By 2050, world population is expected to increase from its current level of about 7 billion to somewhere between 8 and 11 billion. According to a 2010 analysis published in the Proceedings of the National Academy of Sciences, keeping that growth to the lower number instead of even the mid-range 9.6 billion could play a significant role in keeping emissions low enough to avoid dangerous levels of climate change by 2050. A more recent report, though, casts doubt on whether it would be possible to bring about dramatic enough changes in population quickly enough to hold the total to 8 billion.
Another 2010 report, by the nonprofit Center for Global Development in Washington, D.C, predicted that fast-growing developing countries will become the dominant emitters of greenhouse gases within a generation. That’s partly because of their rising populations but also because of their poverty; they are less able to afford solar energy projects or other investments in non-fossil energy.

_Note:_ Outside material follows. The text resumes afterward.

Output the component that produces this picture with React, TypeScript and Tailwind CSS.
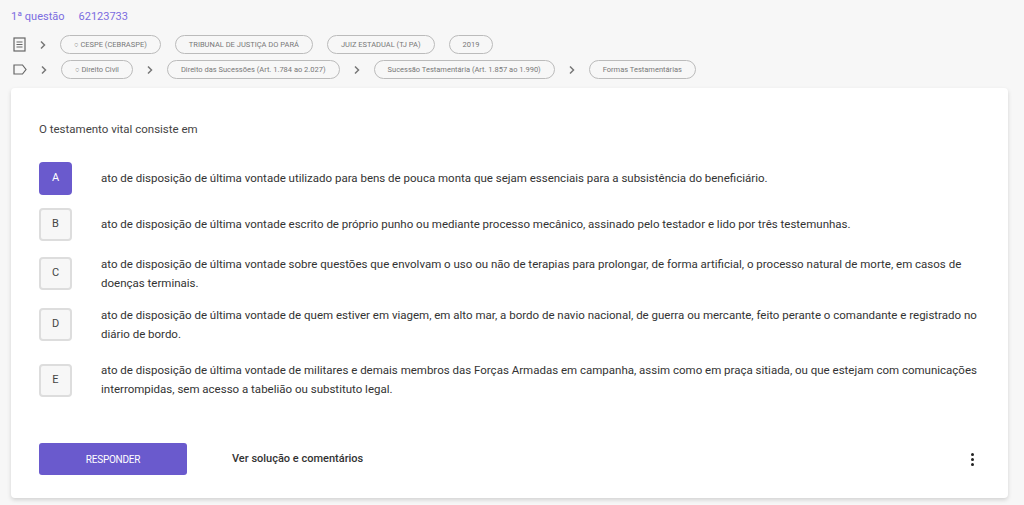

The report also notes that these countries and their people are far more vulnerable to the effects of climate change. A disproportionate number of impoverished countries are in low-lying areas where rising sea levels are expected to cause disastrous flooding. Agricultural productivity is expected to fall 40% in India and sub-Saharan Africa by the second half of this century.
The population issue is just beginning to get some of the public attention it deserves. The most recent report by the Intergovernmental Panel on Climate Change, the United Nations’ board of climate experts, included concerns about population size, saying, “Globally, economic and population growth continued to be the most important drivers of increases in CO2 emissions from fossil fuels.” For the first time in its five years of producing such reports, the panel acknowledged that family-planning programs could make a real difference, both in slowing the rate of warming and in helping vulnerable nations adapt to its effects.
And progress can be made without draconian or involuntary measures. According to Karen Hardee, director of the Evidence Project for the nonprofit Population Council, developing nations are already beginning to recognize the usefulness of family planning in preventing hunger and crowding and in combating climate change. She cites Rwanda, Ethiopia and Malawi as countries that are taking the first steps on their own.
But they and other nations need assistance on two fronts: education for girls and access to free or affordable family-planning services. The benefit of even minimal education is startling: Women in developing countries who have had a year or more of schooling give birth to an average of three children; with no schooling, the number is 4.5. Add more years of schooling and the number of births drops further. Women who have attended school also give birth later in life to healthier children.
The analysis by the Center for Global Development says that access to family planning and girls’ education — even a little of it — are among the most cost-effective strategies for combating climate change.
Industrialized nations have their own issues when it comes to reducing birth rates; among other things, policymakers must address the practical questions of how a smaller working-age population would support a larger elderly population. This is a short-term concern, though. Yes, lower birth rates would mean some years of struggle, but once the younger population aged, there would be a smaller group of the elderly to be supported in the future.
It is not a sustainable scenario to keep producing larger young populations. Our finite planet cannot host infinite growth. It’s already showing the strain.